<<<<

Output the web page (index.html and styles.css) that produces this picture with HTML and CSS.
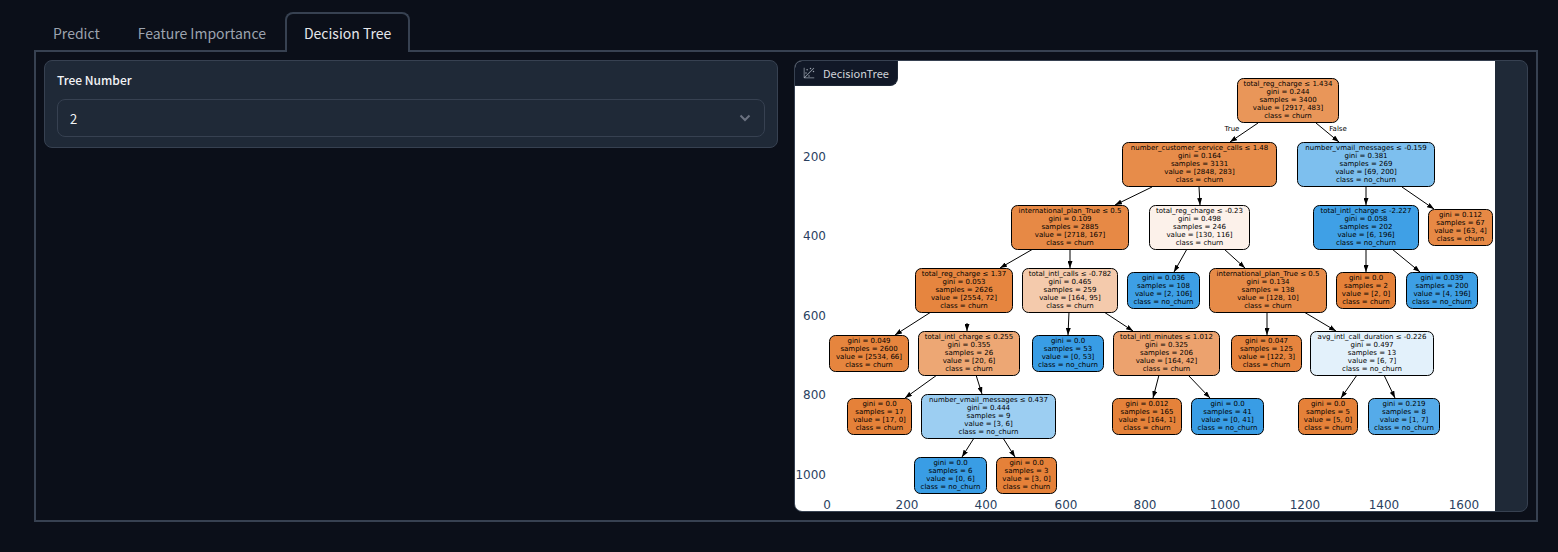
FILE: index.html
```html
<!DOCTYPE html>
<html lang="en">
<head>
<meta charset="utf-8">
<title>Decision Tree</title>
<link rel="stylesheet" href="styles.css">
</head>
<body>
<main class="app">
  <div class="tabs" role="tablist">
    <button class="tab" type="button" role="tab" aria-selected="false">Predict</button>
    <button class="tab" type="button" role="tab" aria-selected="false">Feature Importance</button>
    <button class="tab tab-active" type="button" role="tab" aria-selected="true">Decision Tree</button>
  </div>
  <section class="tab-panel" role="tabpanel">
    <div class="block form">
      <label class="form-label" for="tree-number">Tree Number</label>
      <div class="select-wrap">
        <select class="select" id="tree-number">
          <option>0</option>
          <option>1</option>
          <option selected>2</option>
        </select>
        <svg class="chevron" viewBox="0 0 12 8" aria-hidden="true"><path d="M1.500 1.500L6 6L10.500 1.500"/></svg>
      </div>
    </div>
    <div class="block plot">
      <div class="plot-label">
        <svg class="plot-icon" viewBox="0 0 32 32" aria-hidden="true">
          <circle cx="20" cy="4" r="2"/><circle cx="8" cy="16" r="2"/><circle cx="28" cy="12" r="2"/><circle cx="11" cy="7" r="2"/><circle cx="16" cy="24" r="2"/>
          <path d="M30 3.413L28.586 2L4 26.585V2H2v26a2 2 0 0 0 2 2h26v-2H5.413Z"/>
        </svg>
        <span>DecisionTree</span>
      </div>
      <svg class="chart" id="chart" viewBox="795 61 700 450" role="img" aria-label="Decision tree">
        <defs>
          <marker id="arrow" viewBox="0 0 7 5" refX="7" refY="2.500" markerWidth="7" markerHeight="5" markerUnits="userSpaceOnUse" orient="auto"><path d="M0 0L7 2.500L0 5Z"/></marker>
        </defs>
      </svg>
    </div>
  </section>
</main>
<script src="tree.js"></script>
</body>
</html>
```

FILE: styles.css
```css
* {
  box-sizing: border-box;
}

body {
  margin: 0;
  background: #0b0f19;
  color: #f3f4f6;
  font-family: "Noto Sans CJK SC", "Noto Sans", sans-serif;
}

.app {
  padding: 12px 20px 30px 34px;
}

.tabs {
  display: flex;
  position: relative;
  margin-bottom: -2px;
}

.tab {
  height: 40px;
  padding: 0 17px;
  border: 2px solid transparent;
  border-bottom: 0;
  border-radius: 8px 8px 0 0;
  background: transparent;
  color: #9ca3af;
  font-family: inherit;
  font-size: 14px;
  line-height: 24px;
  white-space: nowrap;
}

.tab-active {
  border-color: #374151;
  background: #0b0f19;
  color: #e5e7eb;
}

.tab-panel {
  display: grid;
  grid-template-columns: 1fr 1fr;
  align-items: start;
  gap: 16px;
  padding: 8px;
  border: 2px solid #374151;
}

.block {
  min-width: 0;
  border: 1px solid #374151;
  border-radius: 8px;
  background: #1f2937;
  overflow: hidden;
}

.form {
  padding: 9px 12px 10px;
}

.form-label {
  display: block;
  margin-bottom: 9px;
  font-size: 12px;
  font-weight: 500;
  line-height: 20px;
}

.select-wrap {
  display: grid;
  align-items: center;
}

.select,
.chevron {
  grid-area: 1 / 1;
}

.select {
  width: 100%;
  height: 38px;
  padding: 0 12px;
  border: 1px solid #374151;
  border-radius: 8px;
  appearance: none;
  background: #1f2937;
  color: #f3f4f6;
  font-family: inherit;
  font-size: 13px;
}

.chevron {
  justify-self: end;
  width: 12px;
  height: 8px;
  margin-right: 14px;
  fill: none;
  stroke: #6b7280;
  stroke-width: 2;
  pointer-events: none;
}

.plot {
  position: relative;
}

.plot-label {
  position: absolute;
  top: 0;
  left: 0;
  display: flex;
  align-items: center;
  gap: 8px;
  padding: 2px 8px;
  border: 1px solid #1f2937;
  border-top: 0;
  border-left: 0;
  border-radius: 0 0 8px 0;
  background: #111827;
  color: #d1d5db;
  font-size: 11px;
  line-height: 20px;
}

.plot-icon {
  width: 12px;
  height: 12px;
  fill: #9ca3af;
}

.chart {
  display: block;
  width: 700px;
  max-width: 100%;
  background: #ffffff;
}

.tick {
  fill: #2a3f5f;
  font-family: "DejaVu Sans", sans-serif;
  font-size: 12px;
}

.tick-y {
  text-anchor: end;
}

.tick-x,
.node-text {
  text-anchor: middle;
}

.node-text {
  fill: #000000;
  font-family: "DejaVu Sans", sans-serif;
  font-size: 7px;
}

.node-box,
.edge {
  stroke: #000000;
  stroke-width: 1;
}
```

FILE: tree.js
```js
const chart = document.getElementById("chart");

function add(name, attrs, text) {
  const el = document.createElementNS("http://www.w3.org/2000/svg", name);
  for (const key in attrs) el.setAttribute(key, attrs[key]);
  if (text) el.textContent = text;
  chart.appendChild(el);
}

// left, right, top, fill, test (empty for a leaf), gini, samples, value, class
const nodes = [
  [1237, 1339, 78, "#e99659", "total_reg_charge ≤ 1.434", "0.244", 3400, "2917, 483", "churn"],
  [1122, 1277, 142, "#e78c4a", "number_customer_service_calls ≤ 1.48", "0.164", 3131, "2848, 283", "churn"],
  [1297, 1435, 142, "#7dbfee", "number_vmail_messages ≤ -0.159", "0.381", 269, "69, 200", "no_churn"],
  [1011, 1129, 205, "#e78945", "international_plan_True ≤ 0.5", "0.109", 2885, "2718, 167", "churn"],
  [1149, 1250, 205, "#fcf1ea", "total_reg_charge ≤ -0.23", "0.498", 246, "130, 116", "churn"],
  [1313, 1419, 205, "#3fa0e6", "total_intl_charge ≤ -2.227", "0.058", 202, "6, 196", "no_churn"],
  [1428, 1493, 209, "#e78945", "", "0.112", 67, "63, 4", "churn"],
  [915, 1013, 268, "#e6853f", "total_reg_charge ≤ 1.37", "0.053", 2626, "2554, 72", "churn"],
  [1022, 1118, 268, "#f4caac", "total_intl_calls ≤ -0.782", "0.465", 259, "164, 95", "churn"],
  [1127, 1200, 272, "#3d9fe5", "", "0.036", 108, "2, 106", "no_churn"],
  [1209, 1327, 268, "#e78b48", "international_plan_True ≤ 0.5", "0.134", 138, "128, 10", "churn"],
  [1336, 1396, 272, "#e58139", "", "0.0", 2, "2, 0", "churn"],
  [1406, 1478, 272, "#3d9fe5", "", "0.039", 200, "4, 196", "no_churn"],
  [829, 909, 335, "#e6853e", "", "0.049", 2600, "2534, 66", "churn"],
  [918, 1020, 331, "#eda774", "total_intl_charge ≤ 0.255", "0.355", 26, "20, 6", "churn"],
  [1032, 1104, 335, "#399de5", "", "0.0", 53, "0, 53", "no_churn"],
  [1113, 1220, 331, "#eca26e", "total_intl_minutes ≤ 1.012", "0.325", 206, "164, 42", "churn"],
  [1231, 1302, 335, "#e6843e", "", "0.047", 125, "122, 3", "churn"],
  [1310, 1434, 331, "#e3f1fb", "avg_intl_call_duration ≤ -0.226", "0.497", 13, "6, 7", "no_churn"],
  [847, 912, 398, "#e58139", "", "0.0", 17, "17, 0", "churn"],
  [921, 1056, 394, "#9ccef2", "number_vmail_messages ≤ 0.437", "0.444", 9, "3, 6", "no_churn"],
  [1112, 1182, 398, "#e5823a", "", "0.012", 165, "164, 1", "churn"],
  [1191, 1264, 398, "#399de5", "", "0.0", 41, "0, 41", "no_churn"],
  [1298, 1358, 398, "#e58139", "", "0.0", 5, "5, 0", "churn"],
  [1368, 1440, 398, "#55abe9", "", "0.219", 8, "1, 7", "no_churn"],
  [914, 987, 457, "#399de5", "", "0.0", 6, "0, 6", "no_churn"],
  [996, 1057, 457, "#e58139", "", "0.0", 3, "3, 0", "churn"]
];

// start x, start y, tip x, tip y
const edges = [
  [1258, 123, 1230, 142], [1316, 123, 1339, 142],
  [1152, 187, 1115, 205], [1199, 187, 1200, 205], [1366, 187, 1366, 205], [1402, 187, 1434, 209],
  [1033, 249, 1000, 268], [1070, 249, 1070, 268], [1187, 249, 1174, 272],
  [1224, 249, 1245, 268], [1366, 249, 1366, 272], [1392, 249, 1420, 272],
  [931, 312, 895, 335], [967, 323, 967, 331], [1069, 312, 1068, 335],
  [1104, 312, 1133, 331], [1267, 312, 1267, 335], [1304, 312, 1336, 331],
  [937, 375, 905, 398], [976, 375, 982, 394], [1159, 375, 1153, 398],
  [1188, 375, 1210, 398], [1357, 375, 1341, 398], [1384, 375, 1395, 398],
  [974, 438, 962, 457], [1003, 438, 1015, 457]
];

edges.forEach(([x1, y1, x2, y2]) => {
  add("line", { x1, y1, x2, y2, class: "edge", "marker-end": "url(#arrow)" });
});

nodes.forEach(([left, right, top, fill, test, gini, samples, value, cls]) => {
  const lines = ["gini = " + gini, "samples = " + samples, "value = [" + value + "]", "class = " + cls];
  if (test) lines.unshift(test);
  add("rect", { x: left + 0.5, y: top + 0.5, width: right - left - 1, height: test ? 44 : 36, rx: 6, fill, class: "node-box" });
  lines.forEach((line, i) => {
    add("text", { x: (left + right) / 2, y: top + 8 + i * 8, class: "node-text" }, line);
  });
});

add("text", { x: 1232, y: 131, class: "node-text" }, "True");
add("text", { x: 1338, y: 131, class: "node-text" }, "False");

for (let i = 1; i <= 5; i++) {
  add("text", { x: 826, y: Math.round(81 + i * 79.6), class: "tick tick-y" }, String(i * 200));
}
for (let i = 0; i <= 8; i++) {
  add("text", { x: Math.round(827 + i * 79.6), y: 509, class: "tick tick-x" }, String(i * 200));
}
```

>>>>

__Requirements__.
List the lines of the material in which the word "index" occurs.

__Reply to the exercise__.
Output the web page (index.html and styles.css) that produces this picture with HTML and CSS.
FILE: index.html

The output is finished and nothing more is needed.